Ok so a heavy hitter, whether a private equity fund, a conglomerate or just somebody’s rich uncle, has agreed to pay a hefty price tag for purchasing your start up. Wait just one moment before signing the “no-shop” agreement preventing you from accepting competing offers. It is probably a good idea to make sure that you understand the “fine print” affecting the bottom line, being how much you and your fellow founders or stockholders are ultimately going to get to put in your pockets. Here are my top five “fine print” pitfall items, in a nutshell. I would recommend that you skim this list on the way to your big meeting in the Valley with potential buyers.

1. Currency: How are you being paid? Obviously there is a huge difference between payment in cash and payment in shares (for example, you can’t buy your groceries with shares). And if you do get paid in shares, the distinction as to whether the purchasing company is a private company or is listed on a respectable stock exchange is no less crucial. Beyond tax considerations, payment in shares assumes attributing a certain valuation to the purchasing company, and there is no guarantee that you will be able to sell your shares at that price. You have probably heard of some of the famous cases where the value of shares that sellers received in their exit plummeted before the date on which those shares could be on-sold by the sellers.

2. Earn Out: If part of the consideration is defined as an “Earn Out”, that means that it is conditioned on the achievement of certain technological or commercial milestones following closing of the transaction. So, for example, a $50M price tag might include a $15M payment at signing and a $35M payment that is conditioned on achieving a certain pre-agreed sales target. Obviously, if the sales target is not met, the $35M (or part of it) will not become payable, so the price ends up being $15M instead of $50M. It is wise to keep in mind that sometimes a bird in the hand is worth two in the bush.

3. Escrow: This means that, at Closing, a certain portion of the sale price is not paid to the sellers, but is instead transferred to an escrow agent. This sum will remain in escrow, often for several years, as a security for the buyer guaranteeing the sellers’ obligation to compensate the buyer for any breach of contractual undertakings or inaccurate representations made to the buyer in the transaction. Typically, this sum will be around 10% to 15% of the sale price. So, taking a $100M transaction as an example, a sum of $15M might not be paid to the sellers at Closing. Sellers will instead need to wait several years after Closing to receive the sum, or rather whatever remains of it if claims for compensation were brought by buyer during the intervening period.

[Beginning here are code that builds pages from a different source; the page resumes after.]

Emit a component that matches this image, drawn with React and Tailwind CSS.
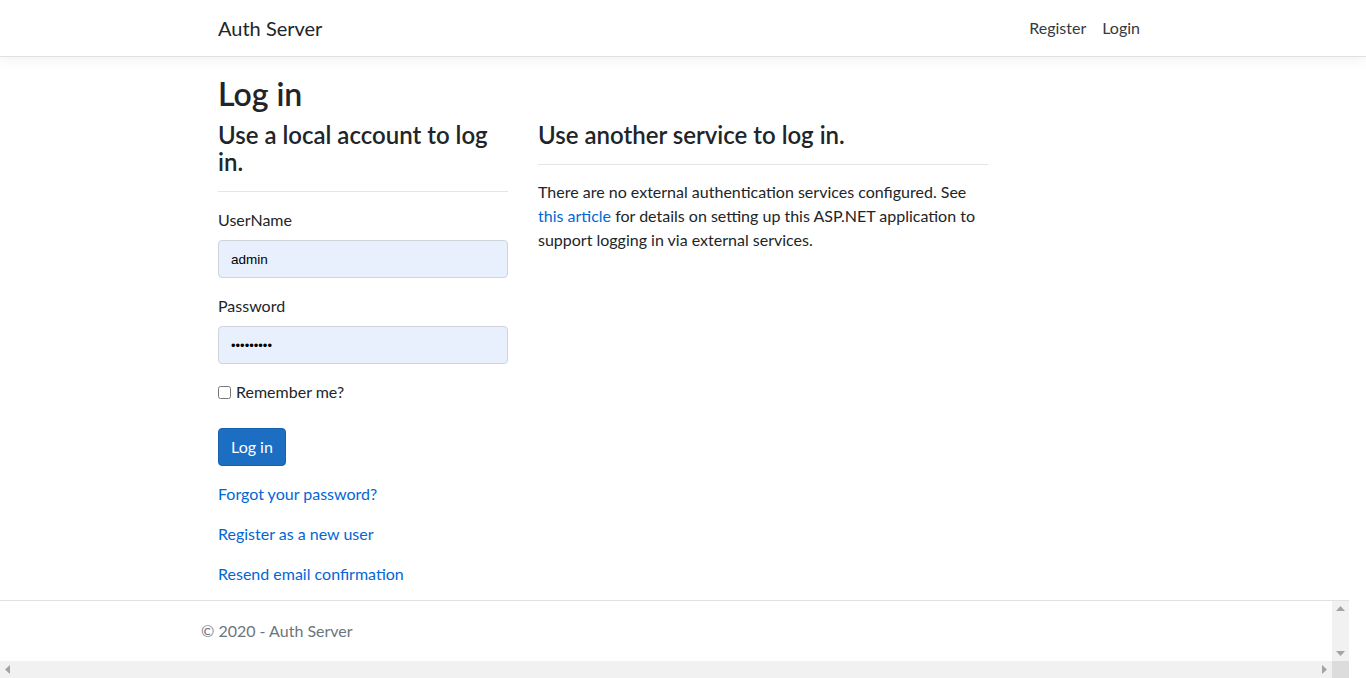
import React from "react";

export default function App() {
  return (
    <div className="h-[678px] flex flex-col bg-white text-[#212529] font-['Lato',sans-serif] text-[16px] leading-[24px] overflow-hidden">
      {/* navbar */}
      <nav className="h-[57px] shrink-0 border-b border-[#dee2e6] bg-white shadow-[0_4px_12px_rgba(0,0,0,0.05)] relative z-10">
        <div className="w-[930px] mx-auto h-full flex items-center justify-between">
          <a href="#" className="text-[20px] leading-[30px] text-[#212529]">
            Auth Server
          </a>
          <ul className="flex">
            <li>
              <a href="#" className="block px-2 py-2 text-[#343a40]">
                Register
              </a>
            </li>
            <li>
              <a href="#" className="block px-2 py-2 text-[#343a40]">
                Login
              </a>
            </li>
          </ul>
        </div>
      </nav>

      {/* main */}
      <main className="flex-1 min-h-0 overflow-hidden">
        <div className="w-[930px] mx-auto pt-[18px]">
          <h1 className="text-[32px] leading-[38px] font-semibold mb-2">Log in</h1>
          <div className="flex gap-[30px]">
            <section className="w-[290px]">
              <h4 className="text-[24px] leading-[27px] font-semibold">
                Use a local account to log in.
              </h4>
              <hr className="mt-4 mb-4 border-t border-[rgba(0,0,0,0.1)]" />
              <form action="#">
                <div className="mb-4">
                  <label htmlFor="username" className="block mb-2">
                    UserName
                  </label>
                  <input
                    id="username"
                    type="text"
                    defaultValue="admin"
                    className="w-full h-[38px] px-3 rounded border border-[#ced4da] bg-[#e8f0fe] text-[13.5px] text-black font-['Liberation_Sans',Arial,sans-serif] focus:outline-none"
                  />
                </div>
                <div className="mb-4">
                  <label htmlFor="password" className="block mb-2">
                    Password
                  </label>
                  <input
                    id="password"
                    type="password"
                    defaultValue="123456789"
                    className="w-full h-[38px] px-3 rounded border border-[#ced4da] bg-[#e8f0fe] text-[13px] text-black font-['Liberation_Sans',Arial,sans-serif] focus:outline-none"
                  />
                </div>
                <div className="mb-6">
                  <label htmlFor="remember" className="flex items-center">
                    <input id="remember" type="checkbox" className="w-[13px] h-[13px] m-0 mr-[5px]" />
                    Remember me?
                  </label>
                </div>
                <div className="mb-4">
                  <button
                    type="submit"
                    className="h-[38px] px-3 rounded border border-[#1861ac] bg-[#1b6ec2] text-white"
                  >
                    Log in
                  </button>
                </div>
                <div>
                  <p className="mb-4">
                    <a href="#" className="text-[#0366d6]">
                      Forgot your password?
                    </a>
                  </p>
                  <p className="mb-4">
                    <a href="#" className="text-[#0366d6]">
                      Register as a new user
                    </a>
                  </p>
                  <p className="mb-4">
                    <a href="#" className="text-[#0366d6]">
                      Resend email confirmation
                    </a>
                  </p>
                </div>
              </form>
            </section>
            <section className="w-[450px]">
              <h4 className="text-[24px] leading-[27px] font-semibold">
                Use another service to log in.
              </h4>
              <hr className="mt-4 mb-4 border-t border-[rgba(0,0,0,0.1)]" />
              <p className="-mt-px">
                There are no external authentication services configured. See{" "}
                <a href="#" className="text-[#0366d6]">
                  this article
                </a>{" "}
                for details on setting up this ASP.NET application to support logging in via
                external services.
              </p>
            </section>
          </div>
        </div>
      </main>

      {/* footer with its own scrollbars */}
      <footer className="h-[78px] shrink-0 w-[1349px] border-t border-[#dee2e6] flex flex-col text-[#6c757d]">
        <div className="flex-1 flex">
          <div className="flex-1">
            <div className="w-[930px] mx-auto leading-[60px] whitespace-nowrap">© 2020 - Auth Server</div>
          </div>
          <div className="w-[17px] bg-[#f1f1f1] flex flex-col items-center justify-between py-[5px]">
            <svg width="9" height="5" viewBox="0 0 9 5">
              <path d="M0 5 L4.5 0 L9 5 Z" fill="#a3a3a3" />
            </svg>
            <svg width="9" height="5" viewBox="0 0 9 5">
              <path d="M0 0 L4.5 5 L9 0 Z" fill="#a3a3a3" />
            </svg>
          </div>
        </div>
        <div className="h-[17px] flex">
          <div className="flex-1 bg-[#f1f1f1] flex items-center justify-between px-[5px]">
            <svg width="5" height="9" viewBox="0 0 5 9">
              <path d="M5 0 L0 4.5 L5 9 Z" fill="#a3a3a3" />
            </svg>
            <svg width="5" height="9" viewBox="0 0 5 9">
              <path d="M0 0 L5 4.5 L0 9 Z" fill="#a3a3a3" />
            </svg>
          </div>
          <div className="w-[17px] bg-[#dcdcdc]" />
        </div>
      </footer>
    </div>
  );
}
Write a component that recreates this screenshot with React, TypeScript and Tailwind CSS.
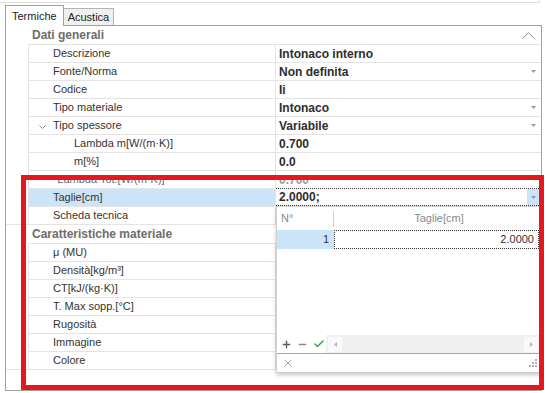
import { Plus, Minus, Check, X } from 'lucide-react'

const FONT = "font-['Liberation_Sans',Arial,sans-serif]"

type Row = {
  label: string
  value: string
  drop?: boolean
  indent?: boolean
  expander?: boolean
  muted?: boolean
  selected?: boolean
}

const GENERAL: Row[] = [
  { label: 'Descrizione', value: 'Intonaco interno' },
  { label: 'Fonte/Norma', value: 'Non definita', drop: true },
  { label: 'Codice', value: 'Ii' },
  { label: 'Tipo materiale', value: 'Intonaco', drop: true },
  { label: 'Tipo spessore', value: 'Variabile', drop: true, expander: true },
  { label: 'Lambda m[W/(m·K)]', value: '0.700', indent: true },
  { label: 'm[%]', value: '0.0', indent: true },
  { label: '*Lambda Tot.[W/(m·K)]', value: '0.700', muted: true },
  { label: 'Taglie[cm]', value: '2.0000;', selected: true },
  { label: 'Scheda tecnica', value: '' },
]

const MATERIAL: Row[] = [
  { label: 'μ (MU)', value: '' },
  { label: 'Densità[kg/m³]', value: '' },
  { label: 'CT[kJ/(kg·K)]', value: '' },
  { label: 'T. Max sopp.[°C]', value: '' },
  { label: 'Rugosità', value: '' },
  { label: 'Immagine', value: '' },
  { label: 'Colore', value: '' },
]

function DropArrow() {
  return (
    <svg width="5" height="3" viewBox="0 0 5 3" className="shrink-0">
      <path d="M0 0h5L2.5 3z" fill="#9a9a9a" />
    </svg>
  )
}

function Category({ title, chevron }: { title: string; chevron?: boolean }) {
  return (
    <div className="flex items-center h-[18px] pl-[26px] pr-[5px]">
      <span className="text-[12px] font-bold text-[#6f6c69]">{title}</span>
      {chevron && (
        <svg width="13" height="7" viewBox="0 0 13 7" className="ml-auto mr-[1px]">
          <path d="M0.5 6.5L6.5 0.8L12.5 6.5" fill="none" stroke="#8a8a8a" strokeWidth="1" />
        </svg>
      )}
    </div>
  )
}

function PropRow({ row }: { row: Row }) {
  return (
    <div className="flex h-[18px]">
      <div className="w-[22px] shrink-0" />
      <div
        className={`relative w-[248px] shrink-0 flex items-center border-t border-l border-r border-[#e4e4e4] ${
          row.indent ? 'pl-[45px]' : 'pl-[24px]'
        } ${row.selected ? 'bg-[#cce4f7]' : ''} ${row.muted ? 'text-[#6a6a6a]' : 'text-[#333]'}`}
      >
        {row.expander && (
          <svg width="7" height="4" viewBox="0 0 7 4" className="absolute left-[10px] top-[8px]">
            <path d="M0.5 0.5L3.5 3.5L6.5 0.5" fill="none" stroke="#8a8a8a" strokeWidth="1" />
          </svg>
        )}
        <span className="text-[11px] whitespace-nowrap">{row.label}</span>
      </div>
      {row.selected ? (
        <div className="-ml-px flex-1 flex items-center border border-dotted border-[#333] bg-white pl-[3px]">
          <span className="text-[12px] font-bold text-[#2d2d2d]">{row.value}</span>
          <div className="ml-auto h-full w-[13px] flex items-center justify-center bg-[#cce4f7]">
            <DropArrow />
          </div>
        </div>
      ) : (
        <div className="flex-1 flex items-center border-t border-[#e4e4e4] pl-[3px] pr-[5px]">
          <span className={`text-[12px] font-bold ${row.muted ? 'text-[#9a9a9a]' : 'text-[#2d2d2d]'}`}>
            {row.value}
          </span>
          {row.drop && <span className="ml-auto"><DropArrow /></span>}
        </div>
      )}
    </div>
  )
}

function Popup() {
  return (
    <div className="absolute left-[276px] top-[206px] w-[265px] h-[167px] flex flex-col bg-white border border-[#cfcfcf] shadow-[0_2px_4px_rgba(0,0,0,0.22)]">
      {/* header */}
      <div className="flex h-[23px] items-center text-[11px] text-[#8a8a8a]">
        <div className="w-[56px] pl-[4px]">N°</div>
        <div className="w-px h-[16px] bg-[#cfcfcf]" />
        <div className="flex-1 text-center pl-[4px]">Taglie[cm]</div>
      </div>
      {/* row */}
      <div className="flex h-[19px] text-[11px] text-[#333]">
        <div className="w-[57px] bg-[#cce4f7] flex items-center justify-end pr-[5px]">1</div>
        <div className="flex-1 flex items-center justify-end pr-[4px] border border-dotted border-[#333] mr-px">
          2.0000
        </div>
      </div>
      <div className="flex-1" />
      {/* toolbar */}
      <div className="flex h-[18px] items-center">
        <div className="flex items-center gap-[5px] pl-[4px] w-[49px]">
          <Plus size={11} strokeWidth={3} color="#5a5a5a" />
          <Minus size={11} strokeWidth={3} color="#8c8c8c" />
          <Check size={12} strokeWidth={3} color="#3a9d4a" />
        </div>
        <div className="flex-1 h-full flex items-center bg-[#f0f0f0] px-[2px]">
          <div className="w-[14px] h-[15px] bg-[#f9f9f9] flex items-center justify-center">
            <svg width="3" height="5" viewBox="0 0 3 5"><path d="M3 0v5L0 2.5z" fill="#b5b5b5" /></svg>
          </div>
          <div className="ml-auto w-[14px] h-[15px] bg-[#f9f9f9] flex items-center justify-center">
            <svg width="3" height="5" viewBox="0 0 3 5"><path d="M0 0v5L3 2.5z" fill="#b5b5b5" /></svg>
          </div>
        </div>
      </div>
      {/* footer */}
      <div className="flex h-[19px] items-center border-t border-[#a8a8a8] pl-[5px] pr-[3px]">
        <X size={12} strokeWidth={1.3} color="#7a7a7a" />
        <svg width="8" height="8" viewBox="0 0 8 8" className="ml-auto">
          {[
            [6, 0], [3, 3], [6, 3], [0, 6], [3, 6], [6, 6],
          ].map(([x, y]) => (
            <rect key={`${x}-${y}`} x={x} y={y} width="2" height="2" fill="#b0b0b0" />
          ))}
        </svg>
      </div>
    </div>
  )
}

export default function App() {
  return (
    <div className={`relative w-[547px] h-[393px] overflow-hidden bg-white ${FONT}`}>
      {/* edge of the element above */}
      <div className="w-[540px] h-[3px] border-b border-r border-[#dcdcdc]" />

      {/* tabs */}
      <div className="flex items-end h-[22px] pl-[5px]">
        <div className="relative z-10 h-[21px] -mb-px px-[6px] flex items-center border border-b-0 border-[#a0a0a0] bg-white text-[11px] text-[#222]">
          Termiche
        </div>
        <div className="h-[17px] px-[4px] flex items-center border-t border-r border-[#b5b5b5] bg-[#f0f0f0] text-[11px] text-[#222]">
          Acustica
        </div>
      </div>

      {/* property grid panel */}
      <div className="ml-[5px] w-[537px] h-[366px] border border-[#a0a0a0] flex flex-col">
        <Category title="Dati generali" chevron />
        {GENERAL.map((r) => (
          <PropRow key={r.label} row={r} />
        ))}
        <div className="border-t border-[#e4e4e4]">
          <Category title="Caratteristiche materiale" />
        </div>
        {MATERIAL.map((r) => (
          <PropRow key={r.label} row={r} />
        ))}
        <div className="border-t border-[#e4e4e4]" />
      </div>

      <Popup />

      {/* red annotation frame */}
      <div className="absolute left-[21px] top-[175px] w-[523px] h-[215px] border-[5px] border-[#e5171f]" />
    </div>
  )
}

4. Holdback: A holdback means that a portion of the consideration that the founders were supposed to receive for their shares will not be paid at the Closing. Instead, it will be paid a few years after closing, on condition that they have continued to work for the company during that period. If founders had committed to working for the company but ended up leaving before the relevant date, the holdback sum won’t be paid to them and their total consideration in the transaction will diminish accordingly.

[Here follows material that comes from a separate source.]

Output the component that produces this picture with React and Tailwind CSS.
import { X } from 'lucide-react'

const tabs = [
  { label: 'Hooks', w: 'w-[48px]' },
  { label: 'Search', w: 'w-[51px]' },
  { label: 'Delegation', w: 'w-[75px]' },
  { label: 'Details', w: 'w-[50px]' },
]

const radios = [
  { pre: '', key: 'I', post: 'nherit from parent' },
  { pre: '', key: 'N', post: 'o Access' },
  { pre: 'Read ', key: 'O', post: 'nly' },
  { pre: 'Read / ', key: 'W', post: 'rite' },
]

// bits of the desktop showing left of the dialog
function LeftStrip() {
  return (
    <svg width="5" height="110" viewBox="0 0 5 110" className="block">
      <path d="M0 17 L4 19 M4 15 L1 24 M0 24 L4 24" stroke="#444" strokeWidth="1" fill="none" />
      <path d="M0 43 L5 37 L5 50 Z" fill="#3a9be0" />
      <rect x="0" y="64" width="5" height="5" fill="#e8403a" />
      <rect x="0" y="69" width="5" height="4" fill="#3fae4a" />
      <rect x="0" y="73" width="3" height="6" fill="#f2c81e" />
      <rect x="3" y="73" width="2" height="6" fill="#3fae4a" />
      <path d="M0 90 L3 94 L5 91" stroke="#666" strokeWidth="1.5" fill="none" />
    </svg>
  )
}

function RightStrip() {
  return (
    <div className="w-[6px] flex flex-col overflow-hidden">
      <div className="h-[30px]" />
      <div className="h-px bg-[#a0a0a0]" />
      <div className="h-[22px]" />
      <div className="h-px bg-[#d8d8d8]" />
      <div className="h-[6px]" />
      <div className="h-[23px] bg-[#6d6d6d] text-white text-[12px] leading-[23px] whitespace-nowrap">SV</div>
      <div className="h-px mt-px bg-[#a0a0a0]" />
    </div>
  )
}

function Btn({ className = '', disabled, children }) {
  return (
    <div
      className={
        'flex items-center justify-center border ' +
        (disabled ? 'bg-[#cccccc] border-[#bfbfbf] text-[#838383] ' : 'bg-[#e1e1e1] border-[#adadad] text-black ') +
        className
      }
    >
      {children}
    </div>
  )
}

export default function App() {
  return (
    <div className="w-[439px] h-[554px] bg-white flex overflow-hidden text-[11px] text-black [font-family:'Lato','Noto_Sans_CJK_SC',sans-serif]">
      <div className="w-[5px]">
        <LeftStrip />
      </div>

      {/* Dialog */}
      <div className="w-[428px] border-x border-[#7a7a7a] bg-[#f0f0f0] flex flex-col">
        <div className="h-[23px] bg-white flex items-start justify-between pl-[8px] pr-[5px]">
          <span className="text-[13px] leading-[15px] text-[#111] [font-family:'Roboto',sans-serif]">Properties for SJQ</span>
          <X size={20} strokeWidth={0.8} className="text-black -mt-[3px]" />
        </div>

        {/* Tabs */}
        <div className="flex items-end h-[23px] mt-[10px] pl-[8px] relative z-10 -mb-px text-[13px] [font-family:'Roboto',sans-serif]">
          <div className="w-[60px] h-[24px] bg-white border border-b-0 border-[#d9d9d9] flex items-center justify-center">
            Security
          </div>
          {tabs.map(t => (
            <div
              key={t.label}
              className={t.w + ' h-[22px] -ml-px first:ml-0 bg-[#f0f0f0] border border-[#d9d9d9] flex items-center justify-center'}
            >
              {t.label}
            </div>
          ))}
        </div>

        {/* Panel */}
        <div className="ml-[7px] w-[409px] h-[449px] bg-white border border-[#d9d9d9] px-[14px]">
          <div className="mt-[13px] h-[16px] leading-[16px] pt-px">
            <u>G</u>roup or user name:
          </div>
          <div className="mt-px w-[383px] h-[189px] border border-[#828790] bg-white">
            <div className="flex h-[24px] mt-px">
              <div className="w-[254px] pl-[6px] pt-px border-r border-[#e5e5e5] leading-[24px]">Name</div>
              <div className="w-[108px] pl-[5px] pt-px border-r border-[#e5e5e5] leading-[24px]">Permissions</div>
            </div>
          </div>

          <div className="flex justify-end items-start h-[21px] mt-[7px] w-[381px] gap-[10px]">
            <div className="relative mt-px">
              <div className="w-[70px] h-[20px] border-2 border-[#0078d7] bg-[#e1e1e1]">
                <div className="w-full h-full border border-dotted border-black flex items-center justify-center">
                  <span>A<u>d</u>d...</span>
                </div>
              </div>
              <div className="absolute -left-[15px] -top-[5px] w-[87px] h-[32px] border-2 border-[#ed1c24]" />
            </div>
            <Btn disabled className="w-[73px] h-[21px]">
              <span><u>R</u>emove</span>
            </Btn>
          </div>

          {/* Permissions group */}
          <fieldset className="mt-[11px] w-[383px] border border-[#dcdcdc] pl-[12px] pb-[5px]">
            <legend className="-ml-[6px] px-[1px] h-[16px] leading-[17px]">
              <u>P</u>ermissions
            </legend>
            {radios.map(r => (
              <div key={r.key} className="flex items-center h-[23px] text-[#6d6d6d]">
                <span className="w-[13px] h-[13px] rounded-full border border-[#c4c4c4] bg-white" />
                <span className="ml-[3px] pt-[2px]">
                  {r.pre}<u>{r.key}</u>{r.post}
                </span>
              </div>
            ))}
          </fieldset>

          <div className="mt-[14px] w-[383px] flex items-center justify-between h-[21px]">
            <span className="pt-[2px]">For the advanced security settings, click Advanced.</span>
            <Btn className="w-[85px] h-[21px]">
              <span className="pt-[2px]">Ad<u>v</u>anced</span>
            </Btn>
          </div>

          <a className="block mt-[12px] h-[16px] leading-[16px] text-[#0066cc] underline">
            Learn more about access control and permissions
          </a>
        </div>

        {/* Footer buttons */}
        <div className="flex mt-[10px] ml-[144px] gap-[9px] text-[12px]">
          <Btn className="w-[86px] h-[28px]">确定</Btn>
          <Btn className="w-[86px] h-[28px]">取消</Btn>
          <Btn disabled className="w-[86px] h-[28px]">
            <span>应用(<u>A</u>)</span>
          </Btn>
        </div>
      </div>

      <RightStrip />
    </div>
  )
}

5. Taxes, Taxes, Taxes: You need to remember that the tax authorities are a silent partner to any transaction. The structure of the transaction will play a critical role in determining the tax rate that will ultimately apply to the sellers. For example, if an acquisition is structured as an “Asset Purchase”, this may result in the sellers paying nearly twice as much tax as they would have to pay were it instead structured as a “Share Purchase”. Similarly, a transaction which includes a holdback (described in 4 above) might result in the founders being subject to a much higher tax rate if the holdback arrangement is not carefully constructed to meet certain conditions. A transaction where the consideration is paid in the form of buyer shares might also lead to unnecessarily high taxes for the sellers, unless they make sure to get the necessary approvals from the tax authorities.

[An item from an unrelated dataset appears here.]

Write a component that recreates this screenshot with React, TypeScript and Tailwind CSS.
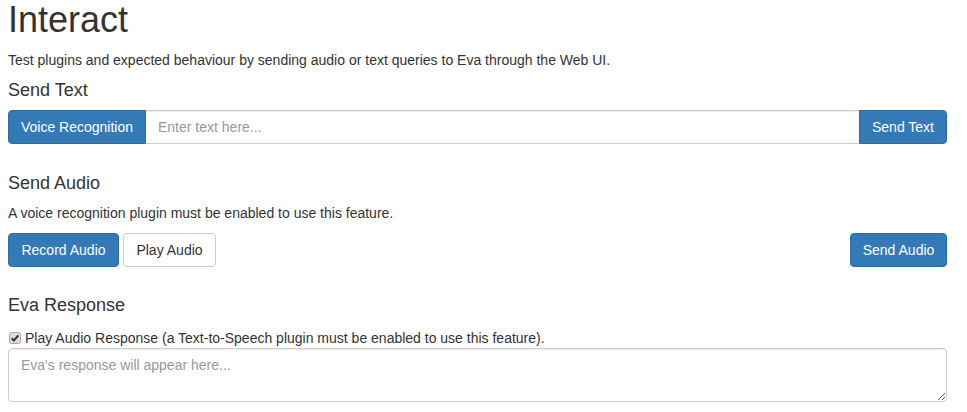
import * as React from "react";

const btnPrimary =
  "inline-flex items-center justify-center whitespace-nowrap h-[34px] px-0 text-[14px] text-white bg-[#337ab7] border border-[#2e6da4]";
const btnDefault =
  "inline-flex items-center justify-center whitespace-nowrap h-[34px] px-0 text-[14px] text-[#333] bg-white border border-[#ccc] rounded";

function CheckIcon() {
  return (
    <svg width="12" height="12" viewBox="0 0 12 12" className="shrink-0">
      <rect x="0.5" y="0.5" width="11" height="11" rx="2" fill="#dcdcdc" stroke="#a9a9a9" />
      <path d="M2.7 6.3 L4.9 8.6 L9.3 3.3" fill="none" stroke="#333" strokeWidth="2" />
    </svg>
  );
}

export default function App() {
  return (
    <div
      className="bg-white text-[#333] text-[14px] leading-[20px] pl-2 pr-5 pb-2"
      style={{ fontFamily: '"Liberation Sans", Arial, sans-serif' }}
    >
      <h1 className="text-[36px] leading-[39.6px] font-normal mb-[10px]">Interact</h1>
      <p className="mb-[10px]">
        Test plugins and expected behaviour by sending audio or text queries to Eva through the Web UI.
      </p>

      <h4 className="text-[18px] leading-[20px] mb-[10px]">Send Text</h4>
      <div className="flex h-[34px]">
        <button className={`${btnPrimary} rounded-l shrink-0 w-[138px]`}>Voice Recognition</button>
        <input
          className="flex-1 min-w-0 h-[34px] px-3 border-y border-[#ccc] text-[14px] placeholder:text-[#999] outline-none shadow-[inset_0_1px_1px_rgba(0,0,0,0.075)]"
          placeholder="Enter text here..."
        />
        <button className={`${btnPrimary} rounded-r shrink-0 w-[88px]`}>Send Text</button>
      </div>

      <h4 className="text-[18px] leading-[20px] mt-[29px] mb-[10px]">Send Audio</h4>
      <p className="mb-[10px]">A voice recognition plugin must be enabled to use this feature.</p>
      <div className="flex items-center">
        <button className={`${btnPrimary} rounded w-[111px]`}>Record Audio</button>
        <button className={`${btnDefault} ml-1 w-[93px]`}>Play Audio</button>
        <button className={`${btnPrimary} rounded ml-auto w-[97px]`}>Send Audio</button>
      </div>

      <h4 className="text-[18px] leading-[20px] mt-[28px] mb-[13px]">Eva Response</h4>
      <label className="flex items-center gap-[4px] pl-[1px]">
        <CheckIcon />
        <span>Play Audio Response (a Text-to-Speech plugin must be enabled to use this feature).</span>
      </label>
      <textarea
        className="block w-full h-[54px] px-3 py-[6px] border border-[#ccc] rounded text-[14px] leading-[20px] placeholder:text-[#999] outline-none shadow-[inset_0_1px_1px_rgba(0,0,0,0.075)]"
        placeholder="Eva's response will appear here..."
      />
    </div>
  );
}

The above is really just the tip of the iceberg for each of the points. There are creative solutions that can be considered and many complex factors that may be involved. I recommend that you consult professionals with expertise in the field in order to try and negotiate and formulate an informed position concerning the “real” value of a proposed transaction. The bottom line is, before rushing to sign with the buyer who quoted the highest price, first make sure you understand the “fine print”.

Though the other deal may make racier newspaper headlines, less $$$ in cash often beats more $$$ in shares, especially if the higher price comes with a significant indemnification escrow or holdback, and a less efficient tax structure which may impose a higher tax rate on sellers.